Police and fire rescuers are combing through rubble for survivors after the explosion destroyed the famous hotel, right beside the Capitol. Any Cayman Islands residents who have visited Havana is likely to have passed Hotel Saratoga which is right in the heart of Havana.
A gas leak is thought to be the cause of the explosion, according to the Cuban Presidential Office. Havana governor, Reinaldo Garcia Zapata, said the hotel was in the process of renovations and no tourists were staying there, the Communist Party newspaper Granma reported.
Photos from the scene show severe damage to the multi-storey hotel, with much of the walls blown away exposing interior rooms and clouds of dust billowing into the sky.
Yazira de la Caridad, said the explosion shook her home a block from the hotel. "The whole building moved. I thought it was an earthquake. I've still got my heart in my hand," the mother-of-two said.
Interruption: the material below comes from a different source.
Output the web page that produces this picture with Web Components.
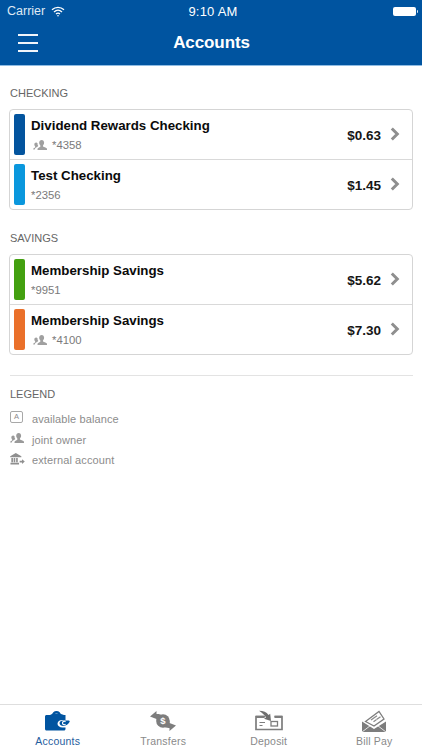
<!DOCTYPE html>
<html><head><meta charset="utf-8">
<style>
html,body{margin:0;padding:0;height:100%;background:#fff;font-family:"Liberation Sans",Arial,sans-serif}
app-shell{height:750px}
</style></head><body>
<app-shell>
  <nav-header slot="header" title="Accounts"></nav-header>
  <account-section label="CHECKING" style="margin-top:20px">
    <account-row color="#03549e" name="Dividend Rewards Checking" num="*4358" joint amount="$0.63"></account-row>
    <account-row color="#0a97dd" name="Test Checking" num="*2356" amount="$1.45"></account-row>
  </account-section>
  <account-section label="SAVINGS" style="margin-top:21px">
    <account-row color="#43a010" name="Membership Savings" num="*9951" amount="$5.62"></account-row>
    <account-row color="#ea702a" name="Membership Savings" num="*4100" joint amount="$7.30"></account-row>
  </account-section>
  <legend-box></legend-box>
  <tab-bar slot="footer"></tab-bar>
</app-shell>
<script>
const JOINT=`<path d="M10.500 1c1.900 0 3 1.500 3 3.400 0 1.300-.6 2.500-1.400 3.100v1.200l3.600 1.500c.8.300 1.300.9 1.300 1.700v1.100H5.500v-1.100c0-.8.500-1.400 1.300-1.700l2.100-1.200V7.500c-.8-.6-1.400-1.800-1.400-3.100C7.500 2.500 8.800 1 10.500 1z"/><path d="M3.800 4c.7 0 1.300.3 1.700.8-.1 1.100.1 2.300.8 3.200l-.1.6-1.800 1C3 10.300 2.300 11 2.200 12.500H.3V12c0-.6.3-1 .9-1.300l1.400-.8v-1C2 8.300 1.600 7.400 1.600 6.500 1.600 5 2.500 4 3.800 4z"/>`;
const BANK=`<path d="M6.500 0 13 3.800V5H0V3.800zM1.300 5.800h1.900v5H1.300zM4 5.800h1.900v5H4zM6.900 5.800h1.900v5H6.900zM.3 11.500h10v2H.3z"/><path d="M11 9h2.800V7.300L17 10l-3.200 2.800V11H11z"/>`;
function def(name,css,html){
  customElements.define(name,class extends HTMLElement{
    connectedCallback(){ if(this.shadowRoot)return;
      const s=this.attachShadow({mode:'open'});
      s.innerHTML=`<style>${css}</style>`+(typeof html==='function'?html(this):html);
    }
  });
}
def('app-shell',`:host{display:flex;flex-direction:column;width:422px;background:#fff;overflow:hidden}
.main{flex:1;display:flex;flex-direction:column;min-height:0}`,
`<slot name="header"></slot><div class="main"><slot></slot></div><slot name="footer"></slot>`);

def('nav-header',`:host{display:block;height:65px;background:#0054a0;color:#fff;border-bottom:1px solid #8fbce3;box-sizing:content-box}
.status{height:21px;padding-top:1px;box-sizing:border-box;display:grid;grid-template-columns:1fr auto 1fr;align-items:center;padding-left:7px;padding-right:5px;font-size:13px}
.l{display:flex;align-items:center;gap:6px;color:#dfe9f3;font-size:12.500px}
.t{letter-spacing:.2px;margin-left:2px}
.r{display:flex;justify-content:flex-end;padding-right:1px}
.bat{width:23px;height:9px;background:#fff;border-radius:2px;position:relative}
.bat::after{content:"";position:absolute;right:-2px;top:3px;width:1.500px;height:3px;background:#dfe9f3;border-radius:0 1px 1px 0}
.bar{height:44px;display:grid;grid-template-columns:1fr auto 1fr;align-items:center;padding:0 17px 0 18px}
.h{font-size:17px;font-weight:700;letter-spacing:-.1px}
.burger{display:flex;flex-direction:column;gap:6px;width:20px}
.burger i{display:block;height:2px;background:#f1f5fa}`,
el=>`<div class="status"><div class="l"><span>Carrier</span><svg width="14" height="11" viewBox="0 0 14 11" fill="none" stroke="#fff" stroke-width="1.300"><path d="M1 3.800C4.500.6 9.500.6 13 3.800"/><path d="M3 6c2.400-2.200 5.600-2.200 8 0"/><path d="M5 8c1.200-1 2.800-1 4 0"/><circle cx="7" cy="9.700" r=".8" fill="#fff" stroke="none"/></svg></div><div class="t">9:10 AM</div><div class="r"><div class="bat"></div></div></div>
<div class="bar"><div class="burger"><i></i><i></i><i></i></div><div class="h">${el.getAttribute('title')}</div><div></div></div>`);

def('account-section',`:host{display:block;padding:0 9px}
.lab{font-size:11px;color:#666;height:15px;line-height:15px;padding-left:1px;margin-bottom:8px}
.card{border:1px solid #d5d5d5;border-radius:4px;display:flex;flex-direction:column;overflow:hidden;background:#fff}
::slotted(account-row:not(:first-child)){border-top:1px solid #d9d9d9}`,
el=>`<div class="lab">${el.getAttribute('label')}</div><div class="card"><slot></slot></div>`);

def('account-row',`:host{display:grid;grid-template-columns:11px 1fr auto 10px;column-gap:6px;grid-auto-rows:41px;padding:4px 12px 4px 4px;align-items:stretch}
.c{border-radius:2px}
.m{display:flex;flex-direction:column;min-width:0}
.n{font-size:13.300px;font-weight:700;color:#0b0b0b;line-height:18px;margin-top:3px}
.s{display:flex;align-items:center;gap:5px;font-size:11.300px;color:#7a7a7a;height:17px;margin-top:1px}
.a{align-self:center;font-size:13.500px;font-weight:700;color:#161616;margin-top:2px;margin-right:3px}
.ch{align-self:center;margin-top:-1px}
svg{display:block}`,
el=>`<div class="c" style="background:${el.getAttribute('color')}"></div><div class="m"><div class="n">${el.getAttribute('name')}</div><div class="s">${el.hasAttribute('joint')?`<svg style="margin-left:2px" width="14" height="12" viewBox="0 0 17 14" fill="#a0a0a0">${JOINT}</svg>`:''}<span>${el.getAttribute('num')}</span></div></div><div class="a">${el.getAttribute('amount')}</div><svg class="ch" width="10" height="14" viewBox="0 0 10 14" fill="none" stroke="#8f8f8f" stroke-width="3"><path d="M1.800 1.500 7.300 7 1.800 12.500"/></svg>`);

def('legend-box',`:host{display:block;margin:20px 9px 0 10px;border-top:1px solid #e3e3e3;padding-top:10px}
.lab{font-size:11px;color:#666;height:16px;line-height:16px;margin-bottom:7px}
.r{display:grid;grid-template-columns:14px 1fr;column-gap:8px;align-items:center;height:20.500px;font-size:11px;color:#8c8c8c}
.r span{letter-spacing:.1px}
.A{width:11px;height:10px;border:1px solid #a8a8a8;border-radius:2px;font-size:7.500px;line-height:10px;text-align:center;color:#8c8c8c;margin-top:-4px}
svg{display:block;margin-top:-3px}`,
`<div class="lab">LEGEND</div>
<div class="r"><div class="A">A</div><span>available balance</span></div>
<div class="r"><svg width="14" height="12" viewBox="0 0 17 14" fill="#9a9a9a">${JOINT}</svg><span>joint owner</span></div>
<div class="r"><svg width="15" height="12" viewBox="0 0 17 14" fill="#8f8f8f">${BANK}</svg><span>external account</span></div>`);

def('tab-bar',`:host{display:grid;grid-template-columns:repeat(4,105.500px);padding-left:5px;height:45px;border-top:1px solid #dedede;background:#fff;margin-top:auto}
.t{display:flex;flex-direction:column;align-items:center;font-size:10.500px;color:#8a8a8a;letter-spacing:.2px;padding-top:5px}
.t svg{display:block;width:28px;height:24px;margin-bottom:1px}
.on{color:#1f5d9e}`,
`<div class="t on"><svg viewBox="0 0 28 24"><path d="M8 5.500C8 2.800 10 1 12.500 1S17 2.800 17 5.500h-2.200c0-1.300-1-2.300-2.300-2.300s-2.300 1-2.300 2.300z" fill="#0054a0"/><path d="M2.500 5H6l3-1.500h6.500L20 5h1.500v5h-3c-3 0-5 1.700-5 3.700s2 3.700 5 3.700h3V19c0 .8-.7 1.500-1.500 1.500H2.500C1.700 20.500 1 19.800 1 19V6.500C1 5.700 1.700 5 2.500 5z" fill="#0054a0"/><path d="M19.500 10.500h5.200c1 0 1.300.8.800 1.600-1.100 2.100-3.300 3.800-6 3.800-2.300 0-4-1.100-4-2.700s1.700-2.700 4-2.700z" fill="#0054a0"/><path d="M21.500 11.900a1.700 1.700 0 1 0 0 2.200" fill="none" stroke="#fff" stroke-width="1.100"/></svg><span>Accounts</span></div>
<div class="t"><svg viewBox="0 0 28 24" fill="#7d7d7d"><circle cx="14" cy="11" r="6.800"/><path d="M1 6.500 7.500 1v3c2.700-.1 4.500.4 6.200 2.200-3.600.1-5.900 2.500-6.200 5.800L7.500 9z"/><path d="M27 15.500 20.500 21v-3c-2.700.1-4.500-.4-6.200-2.200 3.600-.1 5.900-2.500 6.200-5.800l0 3z"/><text x="14" y="14" font-size="9.500" font-weight="700" text-anchor="middle" fill="#fff" font-family="Liberation Sans">$</text></svg><span>Transfers</span></div>
<div class="t"><svg viewBox="0 0 28 24" fill="none"><path d="M10 6.500H1v13h26v-13h-7.500" stroke="#7d7d7d" stroke-width="1.700"/><path d="M1 5.800h8.500v2.200H1zM19.500 5.800H27v2.200h-7.500z" fill="#7d7d7d"/><path d="M4.500 12.500h5.500M4.500 15.500h3" stroke="#7d7d7d" stroke-width="1.200"/><rect x="16" y="11.500" width="6.500" height="4.500" stroke="#7d7d7d" stroke-width="1.300"/><path d="M4 .8c4.500 0 7.500 1 9.500 4.200l1.700-1.200.8 7.200-7-2.200 2-1.300C9.700 5 7.700 3.500 4 .8z" fill="#6f6f6f"/></svg><span>Deposit</span></div>
<div class="t"><svg viewBox="0 0 28 24"><path d="M5.500 11.500 19 1.500l5 7.500-10 7z" fill="#fff" stroke="#7d7d7d" stroke-width="1.300"/><path d="M11 10l6-4.300M13.500 11.800l2.800-2M16.500 9.500l4-2.800" stroke="#8a8a8a" stroke-width="1.300"/><path d="M2 11.500 14 19 26 11.500V22H2z" fill="#7d7d7d"/><path d="M2 22 10.500 15.500M26 22 17.500 15.500" stroke="#fff" stroke-width=".8"/></svg><span>Bill Pay</span></div>`);
</script>
</body></html>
Police cordoned off the area as firefighters and ambulance crews worked inside and a school next door was evacuated.
The 96-room four-star hotel is located in the historic centre of Old Havana and was remodelled by a British company after the fall of the Soviet Union.
It had become a popular venue for visiting government officials and celebrities and contains bars, restaurants, a spa, gym and rooftop pool.
Hotel Saratoga was built at the end of the 19th century and, by the 1930s, it was one of the most important hotels of the city.
The building, according to the historian Carlos Venegas, had been designed to be warehouses, homes and guest houses. It was ordered to be built by the Spanish merchant Gregorio Palacios.
"Gregorio Palacios, a native of Santander, was one of the richest urban owners in Havana and one of the largest contributors to the treasury," Venegas said. In 1879 he signed the contract for the construction of the building.
The Hotel Saratoga, which was previously located on the street Monte, was moved to this building on street Prado around 1933.
The hotel's façade has retained some of the original features. Elements of the building such as bars, wooden lattices, marble stairs and columns show how it was originally, despite the great changes that have occurred inside.
One of the curiosities highlighted by the hotel, which by 1935 was already listed in tourist guides as one of the most prominent in the Cuban capital, is part of the history of the Anacaonas, which was the first orchestra made up entirely of women in the country.
The musical shows on the terrace attracted huge crowds to the surroundings of the building in the first part of the 20th century and it was precisely in that corner where the orchestra began.
Celebrities such as the writer Rafael Alberti have passed through Hotel Saratoga, whose visit is framed in a commemorative plaque of the building, which was reopened as a hotel in 2005.